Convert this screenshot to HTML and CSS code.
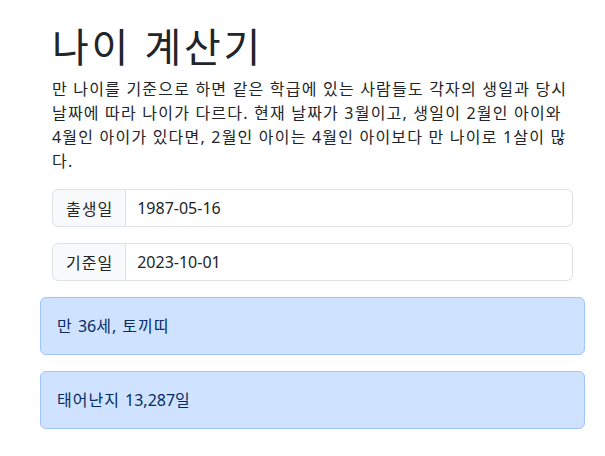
FILE: index.html
```html
<!DOCTYPE html>
<html lang="ko">
<head>
<meta charset="utf-8">
<link rel="stylesheet" href="styles.css">
</head>
<body>
<main class="page">
  <section class="inner">
    <h1 class="title">나이 계산기</h1>
    <p class="lead">만 나이를 기준으로 하면 같은 학급에 있는 사람들도 각자의 생일과 당시 날짜에 따라 나이가 다르다. 현재 날짜가 3월이고, 생일이 2월인 아이와 4월인 아이가 있다면, 2월인 아이는 4월인 아이보다 만 나이로 1살이 많다.</p>
    <div class="input-group">
      <span class="addon">출생일</span>
      <span class="field">1987-05-16</span>
    </div>
    <div class="input-group">
      <span class="addon">기준일</span>
      <span class="field">2023-10-01</span>
    </div>
  </section>
  <div class="alert">만 <span class="num">36</span>세, 토끼띠</div>
  <div class="alert">태어난지 <span class="num">13,287</span>일</div>
</main>
</body>
</html>
```
FILE: styles.css
```css
* { box-sizing: border-box; }
html, body { margin: 0; padding: 0; background: #fff; }
body {
  font-family: "Noto Sans", "Noto Sans CJK KR", sans-serif;
  font-size: 16px;
  line-height: 24px;
  color: #212529;
}
.page {
  width: 545px;
  margin-left: 40px;
  padding-top: 21px;
}
.inner {
  padding: 0 12px;
}
.title {
  margin: 0 0 8px;
  font-size: 40px;
  line-height: 48px;
  font-weight: 400;
  letter-spacing: 0.065em;
  font-family: "Noto Sans CJK KR", sans-serif;
}
.lead {
  margin: 0 0 16px;
  letter-spacing: 1.2px;
}
.input-group {
  display: flex;
  height: 38px;
  margin-bottom: 16px;
}
.addon {
  display: flex;
  align-items: center;
  padding: 0 12px 0 13px;
  background: #f8f9fa;
  border: 1px solid #dee2e6;
  border-radius: 6px 0 0 6px;
  letter-spacing: 1px;
  font-family: "Noto Sans CJK KR", sans-serif;
}
.field {
  flex: 1;
  display: flex;
  align-items: center;
  padding: 0 12px 0 11px;
  border: 1px solid #dee2e6;
  border-left: none;
  border-radius: 0 6px 6px 0;
}
.alert {
  padding: 16px;
  border: 1px solid #9ec5fe;
  background: #cfe2ff;
  color: #052c65;
  border-radius: 6px;
  margin-bottom: 16px;
  height: 58px;
  letter-spacing: 1px;
}
.num {
  letter-spacing: 0;
}
```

Exercise
Every line should be retyped exactly, with the pictures omitted.

Solution to this exercise
Convert this screenshot to HTML and CSS code.
FILE: index.html
```html
<!DOCTYPE html>
<html lang="ko">
<head>
<meta charset="utf-8">
<link rel="stylesheet" href="styles.css">
</head>
<body>
<main class="page">
  <section class="inner">
    <h1 class="title">나이 계산기</h1>
    <p class="lead">만 나이를 기준으로 하면 같은 학급에 있는 사람들도 각자의 생일과 당시 날짜에 따라 나이가 다르다. 현재 날짜가 3월이고, 생일이 2월인 아이와 4월인 아이가 있다면, 2월인 아이는 4월인 아이보다 만 나이로 1살이 많다.</p>
    <div class="input-group">
      <span class="addon">출생일</span>
      <span class="field">1987-05-16</span>
    </div>
    <div class="input-group">
      <span class="addon">기준일</span>
      <span class="field">2023-10-01</span>
    </div>
  </section>
  <div class="alert">만 <span class="num">36</span>세, 토끼띠</div>
  <div class="alert">태어난지 <span class="num">13,287</span>일</div>
</main>
</body>
</html>
```
FILE: styles.css
```css
* { box-sizing: border-box; }
html, body { margin: 0; padding: 0; background: #fff; }
body {
  font-family: "Noto Sans", "Noto Sans CJK KR", sans-serif;
  font-size: 16px;
  line-height: 24px;
  color: #212529;
}
.page {
  width: 545px;
  margin-left: 40px;
  padding-top: 21px;
}
.inner {
  padding: 0 12px;
}
.title {
  margin: 0 0 8px;
  font-size: 40px;
  line-height: 48px;
  font-weight: 400;
  letter-spacing: 0.065em;
  font-family: "Noto Sans CJK KR", sans-serif;
}
.lead {
  margin: 0 0 16px;
  letter-spacing: 1.2px;
}
.input-group {
  display: flex;
  height: 38px;
  margin-bottom: 16px;
}
.addon {
  display: flex;
  align-items: center;
  padding: 0 12px 0 13px;
  background: #f8f9fa;
  border: 1px solid #dee2e6;
  border-radius: 6px 0 0 6px;
  letter-spacing: 1px;
  font-family: "Noto Sans CJK KR", sans-serif;
}
.field {
  flex: 1;
  display: flex;
  align-items: center;
  padding: 0 12px 0 11px;
  border: 1px solid #dee2e6;
  border-left: none;
  border-radius: 0 6px 6px 0;
}
.alert {
  padding: 16px;
  border: 1px solid #9ec5fe;
  background: #cfe2ff;
  color: #052c65;
  border-radius: 6px;
  margin-bottom: 16px;
  height: 58px;
  letter-spacing: 1px;
}
.num {
  letter-spacing: 0;
}
```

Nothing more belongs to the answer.